The story of Medusa is told in an installation in a smaller room. Medusa has chosen to sleep for a few years. She floats in water or air, has no narrative and remains passive. In this she is the opposite of Delfina, the ever changeable personality. The room contains a little bed with a transparent blue-green cover and printed photos of Medusa floating around in the sea or resting her head on a stone pillow. The actual pillow in the installation is a helium-filled balloon hovering in the room. It looks strange and undefined, but evokes perfectly the image of Medusa. Her presence is fragile, and the objects describing her seem to be out of shape: the bed is too small for a real person to sleep in, the cover doesn't cover anything and the pillow can't be kept down. Though Medusa doesn't correspond directly to the figure of Greek mythology (in the drawings she wears a night-cap so you can't see if her hair is made of snakes), she is still more abstract and timeless than Delfina, whom we know is from Naples and whose story is told through her actions.
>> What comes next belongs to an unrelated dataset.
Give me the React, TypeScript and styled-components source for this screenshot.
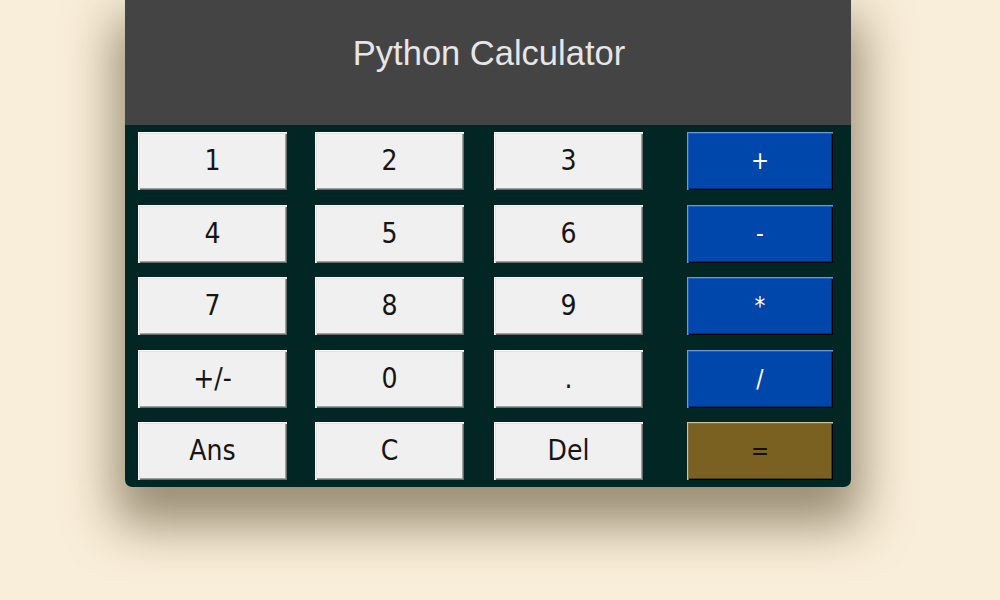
import React from "react";
import styled, { createGlobalStyle, css } from "styled-components";

const Global = createGlobalStyle`
  html, body { margin: 0; padding: 0; }
  body {
    background: #f9eed9;
    width: 1000px;
    height: 600px;
    overflow: hidden;
  }
`;

const Page = styled.div`
  width: 1000px;
  height: 600px;
  padding-left: 125px;
  box-sizing: border-box;
`;

const Window = styled.div`
  width: 726px;
  border-radius: 0 0 7px 7px;
  overflow: hidden;
  box-shadow: 0 28px 50px 10px rgba(60, 45, 15, 0.5);
`;

const Header = styled.div`
  height: 125px;
  background: #444444;
  display: flex;
  justify-content: center;
  align-items: flex-start;
  padding-top: 36px;
  box-sizing: border-box;
`;

const Title = styled.h1`
  margin: 0;
  font-family: "Liberation Sans", Arial, sans-serif;
  font-weight: 400;
  font-size: 34.5px;
  line-height: 34px;
  color: #e6e6e6;
  padding-left: 2px;
`;

const Pad = styled.div`
  background: #012623;
  padding: 7px 0 7px 13px;
  display: grid;
  grid-template-columns: 177px 179px 193px 146px;
  grid-auto-rows: 58px;
  row-gap: 14.5px;
`;

type Variant = "num" | "op" | "eq";

const variants = {
  num: css`
    width: 149px;
    background: #f0f0f0;
    color: #151515;
    font-size: 28px;
    box-shadow: inset 1px 1px 0 #ffffff, inset 2px 2px 0 #e3e3e3,
      inset -1px -1px 0 #696969, inset -2px -2px 0 #a0a0a0;
  `,
  op: css`
    width: 146px;
    background: #0047ab;
    color: #ffffff;
    font-size: 24px;
    box-shadow: inset 1px 1px 0 #6d98df, inset 2px 2px 0 #1d5cbb,
      inset -1px -1px 0 #000000, inset -2px -2px 0 #00306f;
  `,
  eq: css`
    width: 146px;
    background: #7a6121;
    color: #111;
    font-size: 24px;
    box-shadow: inset 1px 1px 0 #cfc5a2, inset 2px 2px 0 #86703a,
      inset -1px -1px 0 #000000, inset -2px -2px 0 #4a3b12;
  `,
};

const Key = styled.button<{ $v: Variant }>`
  height: 58px;
  border: none;
  padding: 0;
  margin: 0;
  display: flex;
  align-items: center;
  justify-content: center;
  font-family: "DejaVu Sans Condensed", "DejaVu Sans", sans-serif;
  font-stretch: condensed;
  line-height: 1;
  cursor: pointer;
  ${(p) => variants[p.$v]}
`;

const rows: [string, string, string, string][] = [
  ["1", "2", "3", "+"],
  ["4", "5", "6", "-"],
  ["7", "8", "9", "*"],
  ["+/-", "0", ".", "/"],
  ["Ans", "C", "Del", "="],
];

export default function App() {
  return (
    <>
      <Global />
      <Page>
        <Window>
          <Header>
            <Title>Python Calculator</Title>
          </Header>
          <Pad>
            {rows.map((r) =>
              r.map((k, i) => (
                <Key key={k} $v={i < 3 ? "num" : k === "=" ? "eq" : "op"}>
                  {k}
                </Key>
              ))
            )}
          </Pad>
        </Window>
      </Page>
    </>
  );
}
Delfina is all over the room. She is so much 'there' that it is almost impossible to get a grip on exactly who she is. The various attitudes represented by the drawings call attention to the multiplicity of one person's character and evoke an impression of complexity and flexibility. The necessity for a chameleon-like existence is thrown into relief by the feeling that this metamorphosis may go on and on, the character continually changing costumes and accessories like a cut-out doll. As in a comic strip, everything seems simple and easy to change, but real life is not as easy as turning the page. Still, in the course of a day, we all change our behaviour to adjust to the context we're in. Character is manifold and changeable ­ always a work in progress.

In the frieze of drawings of Delfina, Biava focuses on this aspect of changeability and fickleness. She engages herself in the structuring of a personality. The attitude of 'being in doing' seems to be something that she sympathises with: there's no implicit comment and no opposition. Biava just depicts and describes, utilising her own current experiences.